La primera pregunta que te hacen cuando te quieren conocer, para atribuirte indirectamente una etiqueta es: «Y tú, ¿de dónde eres? Un sello marcado por los estándares de la sociedad y lleno de clichés. Lo que no saben es que tu lugar de procedencia no tiene nada que ver contigo, con tu persona o con tu manera de hacer. Por lo tanto, ¿de dónde soy? Somos ciudadanos del mundo con un poquito de cada lugar que nos ha tocado el corazón, diría yo. ¿Cómo nos va a representar aquello que ni siquiera hemos escogido? Unas fronteras que nos han sido impuestas por guerras, tratados, intereses políticos y un falso sentimiento de nacionalismo, siempre a favor de los poderosos, claro.
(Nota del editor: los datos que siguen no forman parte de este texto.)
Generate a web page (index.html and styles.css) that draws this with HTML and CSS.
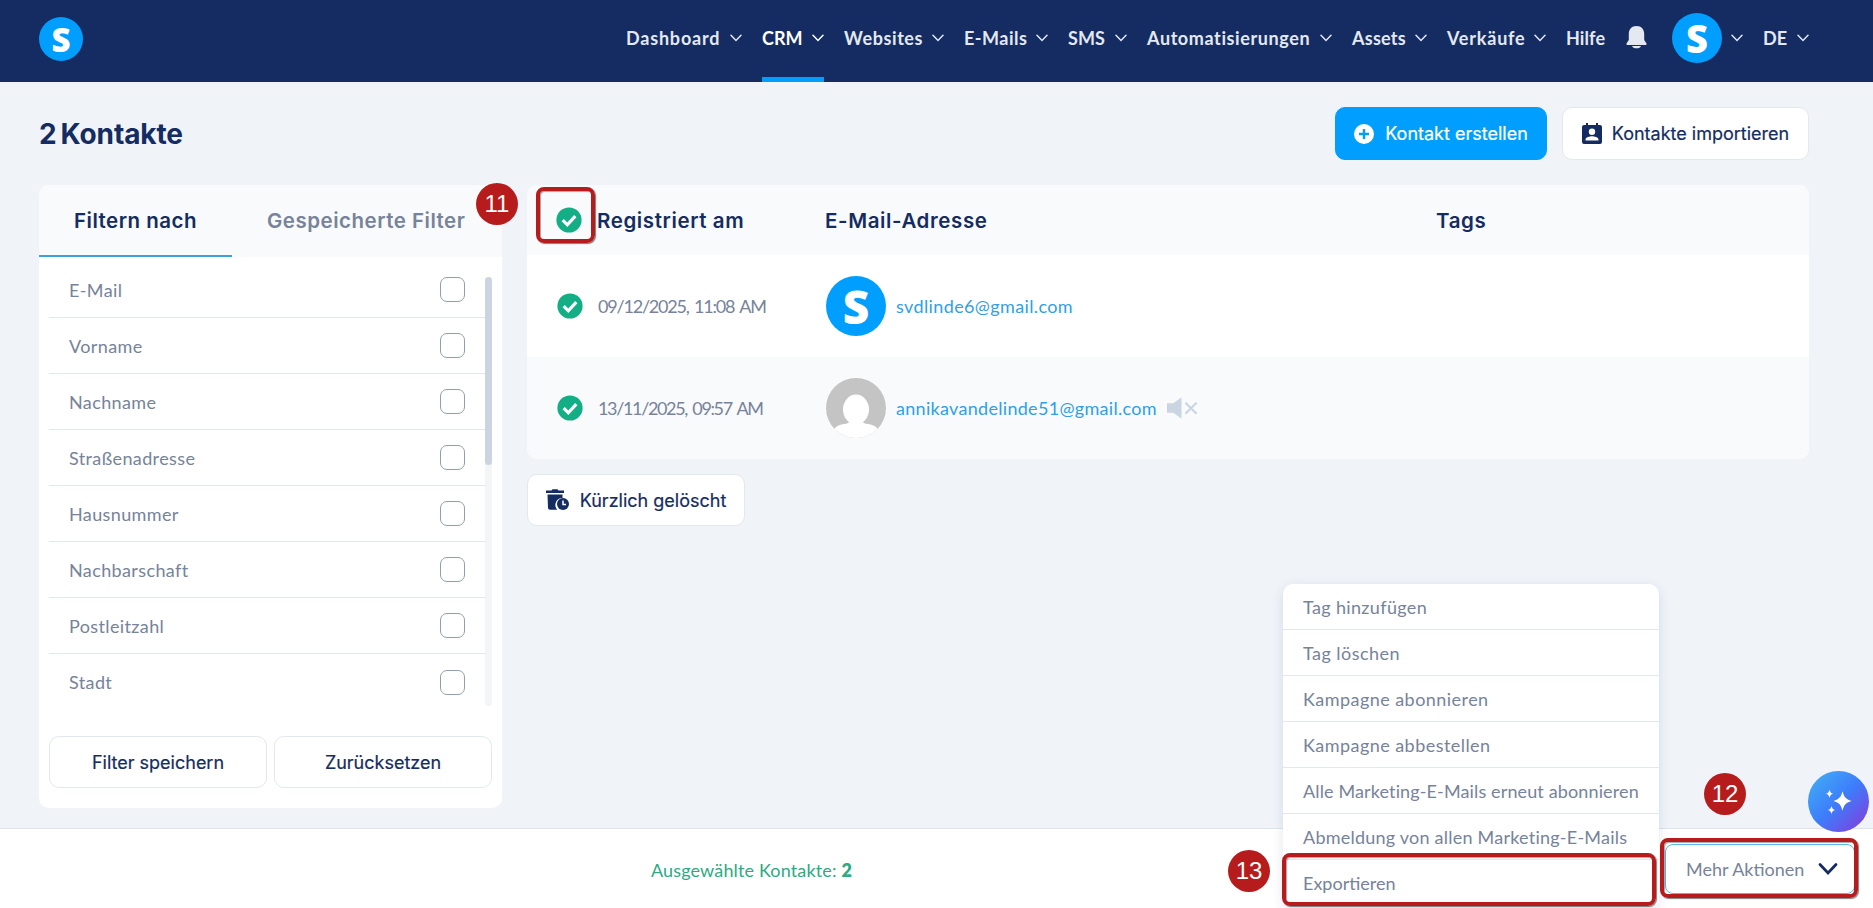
FILE: index.html
```html
<!DOCTYPE html>
<html lang="de">
<head>
  <meta charset="UTF-8" />
  <meta name="viewport" content="width=device-width, initial-scale=1.0" />
  <title>Kontakte</title>
  <link rel="stylesheet" href="styles.css">
</head>
<body>
  <svg class="defs" width="0" height="0">
    <symbol id="chev" viewBox="0 0 12 8"><path d="M1 1.2l5 5.2 5-5.2" fill="none" stroke="currentColor" stroke-width="1.5" stroke-linecap="round"/></symbol>
    <symbol id="check" viewBox="0 0 26 26"><circle cx="13" cy="13" r="12.6" fill="#13ae85"/><path d="M6.7 13.2l4.6 4.6 8-8.6" fill="none" stroke="#fff" stroke-width="3.2"/></symbol>
  </svg>

  <header class="topbar">
    <a class="logo" href="#">S</a>
    <nav class="nav">
      <a class="n1">Dashboard<svg class="chev"><use href="#chev"/></svg></a>
      <a class="n2 active">CRM<svg class="chev"><use href="#chev"/></svg></a>
      <a class="n3">Websites<svg class="chev"><use href="#chev"/></svg></a>
      <a class="n4">E-Mails<svg class="chev"><use href="#chev"/></svg></a>
      <a class="n5">SMS<svg class="chev"><use href="#chev"/></svg></a>
      <a class="n6">Automatisierungen<svg class="chev"><use href="#chev"/></svg></a>
      <a class="n7">Assets<svg class="chev"><use href="#chev"/></svg></a>
      <a class="n8">Verkäufe<svg class="chev"><use href="#chev"/></svg></a>
      <a class="n9">Hilfe</a>
      <a class="bell"><svg width="21" height="24" viewBox="0 0 21 24"><path d="M10.500 1C5.500 1 2.800 4.400 2.800 9v6L.6 18.200c-.4.900 0 1.800 1 1.800h17.800c1 0 1.400-.9 1-1.800L18.200 15V9c0-4.600-2.700-8-7.700-8z" fill="#e3e8f1"/><path d="M6 21h9c-.6 1.800-2 2.300-4.500 2.300S6.600 22.800 6 21z" fill="#e3e8f1"/></svg></a>
      <a class="user"><span class="avatar-s">S</span><svg class="chev"><use href="#chev"/></svg></a>
      <a class="lang">DE<svg class="chev"><use href="#chev"/></svg></a>
    </nav>
  </header>

  <main class="page">
    <div class="page-head">
      <h1>2 Kontakte</h1>
      <div class="actions">
        <button class="btn primary">
          <svg width="20" height="20" viewBox="0 0 20 20"><circle cx="10" cy="10" r="10" fill="#fff"/><path d="M10 5v10M5 10h10" stroke="#009fff" stroke-width="2.400"/></svg>
          <span>Kontakt erstellen</span>
        </button>
        <button class="btn import">
          <svg width="20" height="22" viewBox="0 0 20 22"><path fill="#142c62" fill-rule="evenodd" d="M4 0h2v2h8V0h2v2h2a2 2 0 0 1 2 2v15a2 2 0 0 1-2 2H2a2 2 0 0 1-2-2V4a2 2 0 0 1 2-2h2zM10 5.500a3.200 3.200 0 1 0 0 6.400 3.200 3.200 0 0 0 0-6.400zM3.500 17.500h13v-1c0-2.200-4.300-3.300-6.500-3.300s-6.500 1.100-6.500 3.300z"/></svg>
          <span>Kontakte importieren</span>
        </button>
      </div>
    </div>

    <div class="cols">
      <section class="filters">
        <div class="tabs">
          <div class="tab on">Filtern nach</div>
          <div class="tab">Gespeicherte Filter</div>
        </div>
        <div class="filter-body">
          <ul class="filter-list">
            <li>E-Mail<span class="box"></span></li>
            <li>Vorname<span class="box"></span></li>
            <li>Nachname<span class="box"></span></li>
            <li>Straßenadresse<span class="box"></span></li>
            <li>Hausnummer<span class="box"></span></li>
            <li>Nachbarschaft<span class="box"></span></li>
            <li>Postleitzahl<span class="box"></span></li>
            <li>Stadt<span class="box"></span></li>
          </ul>
          <div class="scroll"><div class="thumb"></div></div>
        </div>
        <div class="filter-btns">
          <button class="btn">Filter speichern</button>
          <button class="btn reset">Zurücksetzen</button>
        </div>
      </section>

      <section class="contacts">
        <div class="table">
          <div class="row head">
            <svg class="check"><use href="#check"/></svg>
            <div class="th-reg">Registriert am</div>
            <div class="th-mail">E-Mail-Adresse</div>
            <div class="th-tags">Tags</div>
          </div>
          <div class="row">
            <svg class="check"><use href="#check"/></svg>
            <div class="date">09/12/2025, 11:08 AM</div>
            <div class="mail">
              <span class="avatar-s">S</span>
              <a class="mail1">svdlinde6@gmail.com</a>
            </div>
          </div>
          <div class="row alt">
            <svg class="check"><use href="#check"/></svg>
            <div class="date date2">13/11/2025, 09:57 AM</div>
            <div class="mail">
              <svg class="ghost" viewBox="0 0 60 60"><clipPath id="c"><circle cx="30" cy="30" r="30"/></clipPath><g clip-path="url(#c)"><path d="M0 0h60v60H0z" fill="#c4c4c4"/><ellipse cx="30" cy="31.500" rx="13" ry="15" fill="#fff"/><path d="M5 60c1-9 6-13.500 13-14q5-.5 6-3h12q1 2.500 6 3c7 .5 12 5 13 14z" fill="#fff"/></g></svg>
              <a class="mail2">annikavandelinde51@gmail.com</a>
              <svg class="mute" viewBox="0 0 32 22"><path d="M0 6h6.500L15 0v22l-8.500-6H0z" fill="#cbd5e1"/><path d="M19 5.500l11.500 11.500M30.500 5.500L19 17" stroke="#cbd5e1" stroke-width="2.200"/></svg>
            </div>
          </div>
        </div>
        <button class="btn deleted">
          <svg width="23" height="22" viewBox="0 0 23 22"><path d="M0 1.600h5.500L6.500.2h5l1 1.400H18v2.400H0z" fill="#142c62"/><path d="M1.500 5.500h15V9a7 7 0 0 0-5.300 11.700H4a2 2 0 0 1-2-1.700z" fill="#142c62"/><circle cx="17" cy="15" r="6" fill="#142c62"/><path d="M17 11.500v4h3" fill="none" stroke="#fff" stroke-width="1.500"/></svg>
          <span>Kürzlich gelöscht</span>
        </button>
      </section>
    </div>
  </main>

  <footer class="selbar">
    <div class="count">Ausgewählte Kontakte: <b>2</b></div>
    <button class="more"><span>Mehr Aktionen</span><svg width="20" height="14" viewBox="0 0 20 14"><path d="M2 2.500l8 8.500 8-8.500" fill="none" stroke="#142c62" stroke-width="2.800" stroke-linecap="round"/></svg></button>
  </footer>

  <ul class="menu">
    <li><span class="m1">Tag hinzufügen</span></li>
    <li><span class="m2">Tag löschen</span></li>
    <li><span class="m3">Kampagne abonnieren</span></li>
    <li><span class="m4">Kampagne abbestellen</span></li>
    <li><span class="m5">Alle Marketing-E-Mails erneut abonnieren</span></li>
    <li><span class="m6">Abmeldung von allen Marketing-E-Mails</span></li>
    <li><span class="m7">Exportieren</span></li>
  </ul>

  <button class="ai"><svg width="30" height="30" viewBox="0 0 30 30" fill="#fff"><path d="M18.500 4.300c1.600 6 3.200 7.700 9 9.700-5.800 2-7.400 3.700-9 9.700-1.600-6-3.200-7.700-9-9.700 5.800-2 7.400-3.700 9-9.700z"/><path d="M5.500 2.800c.7 2.600 1.300 3.200 3.700 4-2.400.8-3 1.400-3.700 4-.7-2.600-1.300-3.200-3.700-4 2.400-.8 3-1.400 3.700-4z"/><path d="M7.500 19c.7 2.600 1.300 3.200 3.700 4-2.400.8-3 1.400-3.700 4-.7-2.600-1.300-3.200-3.700-4 2.400-.8 3-1.400 3.700-4z"/></svg></button>

  <!-- Schrittmarkierungen -->
  <div class="mark mark11"></div>
  <div class="mark mark12"></div>
  <div class="mark mark13"></div>
  <div class="step step11">11</div>
  <div class="step step12">12</div>
  <div class="step step13">13</div>
</body>
</html>
```
FILE: styles.css
```css
:root{--navy:#142c62;--blue:#009fff;--grey:#76839a;--line:#e3e8ee;--bg:#f0f4f9;--red:#b71c1c}
*{box-sizing:border-box}
body{margin:0;height:908px;position:relative;overflow:hidden;display:flex;flex-direction:column;background:var(--bg);color:var(--grey);font-family:Lato,"Open Sans",sans-serif;font-size:18px}
ul{list-style:none;margin:0;padding:0}
button{font:inherit;color:inherit}
.defs{position:absolute}

/* Kopfzeile */
.topbar{height:82px;flex:none;display:flex;justify-content:space-between;background:var(--navy);padding:0 64px 0 39px}
.logo,.avatar-s{display:flex;align-items:center;justify-content:center;border-radius:50%;background:var(--blue);color:#fff;font-family:"Open Sans",sans-serif;font-weight:800;text-decoration:none;line-height:1;flex:none}
.logo{width:44px;height:44px;margin-top:17px;font-size:33px}
.nav{display:flex;color:#e3e8f1;font-weight:700;font-size:18px;white-space:nowrap}
.nav a{display:flex;align-items:center;justify-content:space-between;height:82px;margin-right:20px;padding-bottom:6px}
.nav .chev{width:12px;height:8px;margin-top:-1px}
.nav .n1{width:116px;letter-spacing:.8px}
.nav .n2{width:62px}
.nav .n3{width:100px;letter-spacing:.6px}
.nav .n4{width:84px;letter-spacing:.5px}
.nav .n5{width:59px;letter-spacing:.1px}
.nav .n6{width:185px;letter-spacing:.6px}
.nav .n7{width:75px;letter-spacing:.25px}
.nav .n8{width:99px;letter-spacing:.8px}
.nav .n9{width:40px;letter-spacing:.1px}
.nav .active{color:#fff;border-bottom:5px solid var(--blue);padding-bottom:1px}
.nav .bell{margin-right:25px;padding-bottom:8px}
.nav .user{width:71px}
.nav .user .avatar-s{width:50px;height:50px;font-size:38px}
.nav .lang{width:46px;margin-right:0}

/* Seitenkopf */
.page{flex:1;padding:25px 64px 20px 39px}
.page-head{display:flex;justify-content:space-between;height:78px}
h1{margin:10px 0 0;font:700 28px/34px Inter,sans-serif;color:var(--navy);letter-spacing:-.1px;word-spacing:-2.500px}
.actions{display:flex;gap:15px}
.btn{display:flex;align-items:center;justify-content:center;height:53px;padding:0;border:1px solid var(--line);border-radius:10px;background:#fff;color:var(--navy);font:400 18px Inter,sans-serif;-webkit-text-stroke:.2px;white-space:nowrap}
.primary{width:212px;gap:11px;background:var(--blue);border-color:var(--blue);color:#fff}
.import{width:247px;gap:10px}

.cols{display:flex;gap:25px}
.filters{width:463px;height:623px;border-radius:10px;background:#fff;overflow:hidden}
.tabs{display:flex;height:72px;background:#f9fafc;font:600 20.5px Inter,sans-serif;letter-spacing:.5px}
.tab{display:flex;align-items:center;padding:0 35px 1px 35px;white-space:nowrap}
.tab.on{width:193px;padding:1px 0 0 35px;color:var(--navy);border-bottom:2px solid #3ba3dc}
.filter-body{display:flex;height:449px;padding:5px 10px 0}
.filter-list{width:436px}
.filter-list li{display:flex;align-items:center;justify-content:space-between;height:56px;padding:0 20px;border-bottom:1px solid var(--line);letter-spacing:.38px;line-height:20px}
.filter-list li:last-child{border:none}
.box{width:25px;height:25px;border:1px solid #929eb0;border-radius:7px}
.scroll{width:7px;height:429px;margin-top:15px;border-radius:4px;background:#f4f5f6}
.thumb{height:188px;border-radius:4px;background:#cbd5e1}
.filter-btns{display:flex;gap:7px;padding:30px 10px 0}
.filter-btns .btn{flex:1;height:52px}

/* Kontakttabelle */
.contacts{width:1282px}
.table{border-radius:10px;overflow:hidden;background:#fff}
.row{display:flex;align-items:center;height:102px;padding-left:30px}
.row.head{height:70px;padding:1px 0 0 29px;background:#f9fafc;font:600 20.5px Inter,sans-serif;letter-spacing:.6px;color:var(--navy)}
.row.alt{background:#f9fafc}
.check{width:26px;height:26px;flex:none}
.head .check{margin:-1px 15px 0 0}
.th-reg{width:228px}
.th-mail{width:611px}
.date{width:228px;margin-left:15px;letter-spacing:-1.200px;word-spacing:2px}
.date2{letter-spacing:-1.350px}
.mail{display:flex;align-items:center}
.mail .avatar-s{width:60px;height:60px;font-size:46px}
.ghost{width:60px;height:60px}
.mail a{margin-left:10px;color:#2f9fe8}
.mail1{letter-spacing:.38px}
.mail2{letter-spacing:.3px}
.mute{width:31px;height:22px;margin-left:10px}
.deleted{width:218px;height:52px;margin-top:15px;gap:11px}

/* Auswahlleiste */
.selbar{position:relative;height:80px;flex:none;display:flex;justify-content:space-between;border-top:1px solid #dde4ec;background:#fff}
.count{margin:30px 0 0 651px;color:#2fa982;letter-spacing:.15px}
.count b{font-weight:800}
.more{display:flex;align-items:center;gap:14px;width:190px;height:50px;margin:15px 18px 0 0;padding:0 0 0 20px;border:1px solid #59b8ee;border-radius:8px;background:#fff;white-space:nowrap}

.menu{position:absolute;left:1283px;top:584px;width:376px;border-radius:10px 10px 6px 6px;background:#fff;box-shadow:0 3px 12px rgba(20,44,98,.12)}
.menu li{display:flex;align-items:center;height:46px;padding-left:20px;border-bottom:1px solid var(--line);white-space:nowrap}
.menu li:last-child{border:none}
.m1{letter-spacing:.35px}
.m2{letter-spacing:.45px}
.m3{letter-spacing:.45px}
.m4{letter-spacing:.45px}
.m5{letter-spacing:.13px}
.m6{letter-spacing:.23px}

.ai{position:absolute;left:1808px;top:771px;width:61px;height:61px;display:flex;align-items:center;justify-content:center;padding:0;border:none;border-radius:50%;background:linear-gradient(135deg,#41a8f5 10%,#3d7dfb 50%,#7a45e0 90%)}

.mark{position:absolute;border:4px solid var(--red);border-radius:8px;box-shadow:1px 1px 1px rgba(0,0,0,.5),inset 1px 1px 1px rgba(0,0,0,.35)}
.mark11{left:536px;top:187px;width:59px;height:56px}
.mark12{left:1660px;top:838px;width:198px;height:60px}
.mark13{left:1282px;top:853px;width:374px;height:53px}
.step{position:absolute;width:42px;height:42px;border-radius:50%;background:var(--red);color:#fff;font:400 24px/41px "Liberation Sans",Arial,sans-serif;text-align:center}
.step11{left:476px;top:183px}
.step12{left:1704px;top:773px}
.step13{left:1228px;top:850px}
```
La identidad es algo que se construye a medida que pasa el tiempo y vas sumando vivencias. Naces en un país, creces en otro y acabas viviendo en uno distinto. Y coges lo que te gusta de cada uno y lo haces tuyo. Tu identidad propia. Lejos de una identidad cultural inexistente. Así como si el lugar de procedencia no fuera ya lo bastante disyuntivo entre nosotros, está el: «¿Y de qué origen eres?». La nacionalidad ya no es suficiente cuando te llamas Mohamed, pero legalmente eres español. Hay algo en el cerebro humano que se detiene y hasta que no digas: «Mis padres son de origen marroquí», por ejemplo, no se quedan tranquilos. Porque claro, un Mohamed español no puede ser. Qué manía con las etiquetas. Y qué pena que vengan ya con una descripción, y que tampoco seamos nosotros los que la ponemos. Como si tuvieras que ser aquello porque sí, porque todos los que son como tú son así y punto. Poder elegir ha sido una suerte que me ha dado la vida. Y he elegido ser yo. Y todos deberíamos ser nosotros, no de dónde somos.